(Required task) Show only lines that include "React".

(Collected data)
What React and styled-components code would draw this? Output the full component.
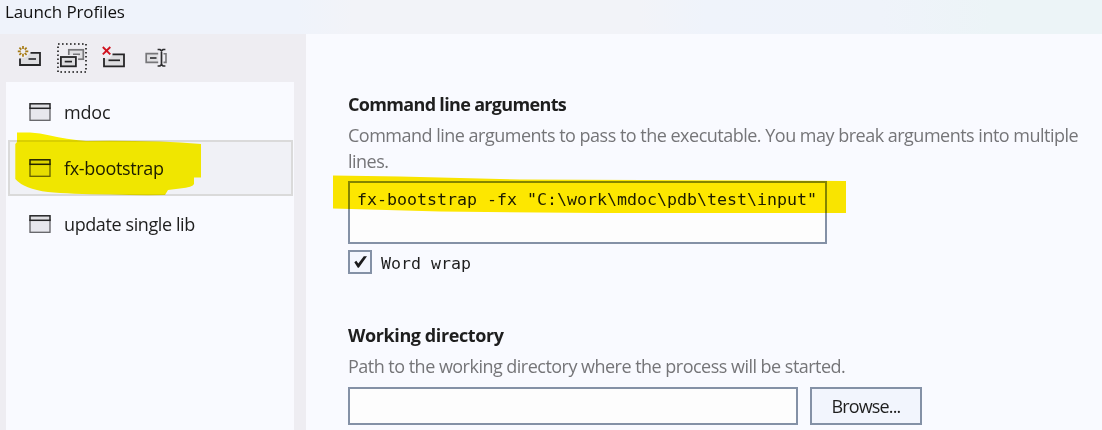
import React from "react";
import styled, { createGlobalStyle } from "styled-components";

const GlobalStyle = createGlobalStyle`
  * { box-sizing: border-box; }
  body {
    margin: 0;
    overflow: hidden;
    background: #f9faff;
    color: #1e1e1e;
    font-family: "Open Sans", "Noto Sans", sans-serif;
    font-size: 18px;
  }
`;

const Dialog = styled.div`
  position: relative;
  display: flex;
  flex-direction: column;
  width: 1102px;
  height: 430px;
  overflow: hidden;
`;

const TitleBar = styled.header`
  flex: none;
  height: 34px;
  padding-left: 5px;
  background: linear-gradient(90deg, #eff3fb 0%, #eff3fb 27%, #f2f3f8 32%, #f2f3f8 58%, #eff3fb 64%, #eff3fa 80%, #ecf4f7 90%);
  line-height: 24px;
  letter-spacing: ${(p) => p.$tracking}px;
  font-size: 17px;
  color: #111;
`;

const Body = styled.div`
  flex: 1;
  display: flex;
  min-height: 0;
`;

const Sidebar = styled.aside`
  flex: none;
  display: flex;
  flex-direction: column;
  width: 306px;
  padding: 0 12px 0 6px;
  background: #eeedf2;
`;

const Toolbar = styled.div`
  display: flex;
  gap: 12px;
  height: 48px;
  padding: 9px 0 0 9px;
`;

const ToolButton = styled.button`
  width: 30px;
  height: 30px;
  padding: 0;
  border: 0;
  background: none;
  svg { display: block; }
`;

const ProfileList = styled.div`
  flex: 1;
  padding: 2px 1px 0 2px;
  background: #f9faff;
`;

const ProfileRow = styled.div`
  display: flex;
  align-items: center;
  gap: 13px;
  height: 56px;
  padding-left: 19px;
  border: 2px solid ${(p) => (p.$selected ? "#dadada" : "transparent")};
  background: ${(p) => (p.$selected ? "#f0f1f6" : "transparent")};
  letter-spacing: ${(p) => p.$tracking}px;
`;

const Content = styled.main`
  flex: 1;
  min-width: 0;
  padding: 58px 0 0 42px;
`;

const Section = styled.section`
  height: ${(p) => p.$height}px;
`;

const Heading = styled.h2`
  margin: 0;
  height: 29px;
  font-size: 18px;
  font-weight: 700;
  line-height: 25px;
  letter-spacing: ${(p) => p.$tracking}px;
`;

const Description = styled.p`
  margin: 0;
  padding-top: 2px;
  height: ${(p) => p.$height}px;
  color: #757578;
  line-height: 25.5px;
  letter-spacing: ${(p) => p.$tracking}px;
  white-space: nowrap;
`;

const ArgumentsBox = styled.div`
  width: 479px;
  height: 63px;
  padding: 5px 7px;
  border: 2px solid #8491a6;
  background: #fdfdfd;
  font: 16.61px/24px "DejaVu Sans Mono", monospace;
  white-space: pre;
`;

const CheckRow = styled.label`
  display: flex;
  align-items: center;
  gap: 9px;
  height: 24px;
  margin-top: 6px;
  font: 16.61px/24px "DejaVu Sans Mono", monospace;
`;

const CheckLabel = styled.span`
  padding-top: 3px;
`;

const CheckBox = styled.span`
  width: 24px;
  height: 24px;
  border: 2px solid #8491a6;
  background: #f3f6fe;
  svg { display: block; }
`;

const FieldRow = styled.div`
  display: flex;
  gap: 12px;
  height: 38px;
`;

const PathField = styled.div`
  width: 450px;
  border: 2px solid #8491a6;
  background: #fdfdfd;
`;

const BrowseButton = styled.button`
  width: 112px;
  padding: 0;
  border: 2px solid #8491a6;
  background: #f2f5fd;
  color: #1e1e1e;
  font: inherit;
  line-height: 34px;
  letter-spacing: ${(p) => p.$tracking}px;
`;

const Marker = styled.svg`
  position: absolute;
  inset: 0;
  mix-blend-mode: multiply;
  pointer-events: none;
`;

const NewIcon = () => (
  <svg width="30" height="30" viewBox="15 43 30 30" fill="none">
    <path d="M30 53H40V65H20V58L25 57L30 53Z" fill="#dddde0" />
    <path d="M30.5 52.8H40V65H20V58.5" stroke="#252527" strokeWidth="1.8" />
    <path d="M28.5 59H36" stroke="#252527" strokeWidth="1.6" />
    <circle cx="23" cy="51.3" r="6.5" fill="#eeedf2" />
    <path d="M23 46V49M23 53.7V56.7M17.8 51.3H20.7M25.3 51.3H28.3M19.4 47.7L21.3 49.6M24.7 53L26.6 54.9M26.6 47.7L24.7 49.6M21.3 53L19.4 54.9" stroke="#a67a12" strokeWidth="1.7" />
  </svg>
);

const DuplicateIcon = () => (
  <svg width="30" height="30" viewBox="57 43 30 30" fill="none">
    <rect x="58" y="44" width="28" height="28" stroke="#151515" strokeWidth="1.6" strokeDasharray="1.6 2.4" />
    <rect x="68.8" y="49.8" width="14.5" height="9.4" fill="#e0e0e3" stroke="#77777a" strokeWidth="1.7" />
    <path d="M73 54.3H80" stroke="#77777a" strokeWidth="1.6" />
    <rect x="58.9" y="55" width="19.2" height="13.3" fill="#eeedf2" />
    <rect x="60.9" y="57" width="15" height="9.3" fill="#dddde0" stroke="#252527" strokeWidth="1.8" />
    <path d="M64.7 61.6H72" stroke="#252527" strokeWidth="1.7" />
  </svg>
);

const DeleteIcon = () => (
  <svg width="30" height="30" viewBox="99 43 30 30" fill="none">
    <path d="M113 54H124V66H104V59L110 58L113 54Z" fill="#dddde0" />
    <path d="M112.5 54.3H124V66.3H104V58" stroke="#252527" strokeWidth="1.8" />
    <path d="M108.5 60.3H120" stroke="#252527" strokeWidth="1.7" />
    <path d="M102.8 47L110.3 54.4M110.3 47L102.8 54.4" stroke="#d0121f" strokeWidth="1.9" />
  </svg>
);

const RenameIcon = () => (
  <svg width="30" height="30" viewBox="141 43 30 30" fill="none">
    <path d="M158.2 53.7H146.2V62.4H158.2" fill="#e0e0e3" stroke="#77777a" strokeWidth="1.7" />
    <path d="M163.5 53.7H166V62.4H163.5" stroke="#77777a" strokeWidth="1.6" />
    <path d="M150 58H156.5" stroke="#4f4f52" strokeWidth="2" />
    <path d="M157.6 49.5H160L161.5 50.8L163 49.5H165.4M161.5 50.5V65M157.6 66H160L161.5 64.7L163 66H165.4" stroke="#2c2c2e" strokeWidth="1.7" />
  </svg>
);

const WindowIcon = () => (
  <svg width="22" height="18" viewBox="0 0 22 18" fill="none">
    <rect x="1" y="5" width="20" height="12.3" fill="#e7e7ed" stroke="#626266" strokeWidth="1.3" />
    <rect x="1" y="0.8" width="20" height="4.5" fill="#dedee2" stroke="#242426" strokeWidth="1.5" />
  </svg>
);

const tools = [
  ["New", NewIcon],
  ["Duplicate", DuplicateIcon],
  ["Delete", DeleteIcon],
  ["Rename", RenameIcon],
];

const profiles = [
  { name: "mdoc", tracking: -0.2 },
  { name: "fx-bootstrap", tracking: -0.34, selected: true },
  { name: "update single lib", tracking: -0.4 },
];

export default function App() {
  return (
    <Dialog>
      <GlobalStyle />
      <TitleBar $tracking={-0.11}>Launch Profiles</TitleBar>
      <Body>
        <Sidebar>
          <Toolbar>
            {tools.map(([name, Icon]) => (
              <ToolButton key={name}><Icon /></ToolButton>
            ))}
          </Toolbar>
          <ProfileList>
            {profiles.map((p) => (
              <ProfileRow key={p.name} $selected={p.selected} $tracking={p.tracking}>
                <WindowIcon />
                <span>{p.name}</span>
              </ProfileRow>
            ))}
          </ProfileList>
        </Sidebar>
        <Content>
          <Section $height={231}>
            <Heading $tracking={-0.67}>Command line arguments</Heading>
            <Description $height={60} $tracking={-0.505}>
              Command line arguments to pass to the executable. You may break arguments into multiple
              <br />
              lines.
            </Description>
            <ArgumentsBox>{'fx-bootstrap -fx "C:\\work\\mdoc\\pdb\\test\\input"'}</ArgumentsBox>
            <CheckRow>
              <CheckBox>
                <svg width="20" height="20" viewBox="0 0 20 20">
                  <path d="M4.3 10.2L6.3 8.8L8.3 11.6L13.8 4.2H17L8.8 15.8H7.8Z" fill="#1b1b1d" />
                </svg>
              </CheckBox>
              <CheckLabel>Word wrap</CheckLabel>
            </CheckRow>
          </Section>
          <Section $height={107}>
            <Heading $tracking={-0.4}>Working directory</Heading>
            <Description $height={35} $tracking={-0.52}>
              Path to the working directory where the process will be started.
            </Description>
            <FieldRow>
              <PathField />
              <BrowseButton $tracking={-0.85}>Browse...</BrowseButton>
            </FieldRow>
          </Section>
        </Content>
      </Body>
      <Marker width="1102" height="430" viewBox="0 0 1102 430">
        <path d="M17 132.5H30Q40 133 50 135.5Q66 139 86 141Q120 140.5 160 141.5Q180 142 201 144V177.5H194V184Q193 187 180 188.5L168 190L165 195Q140 195.500 110 194.500Q70 194 48 192Q24 189 15.300 179V144L17 142Z" fill="#fff400" />
        <path d="M333 175.500L400 176.500L520 179.500L846 181V213H600L440 211.500L333 208.500Z" fill="#ffe900" />
      </Marker>
    </Dialog>
  );
}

(Task solution)
What React and styled-components code would draw this? Output the full component.
import React from "react";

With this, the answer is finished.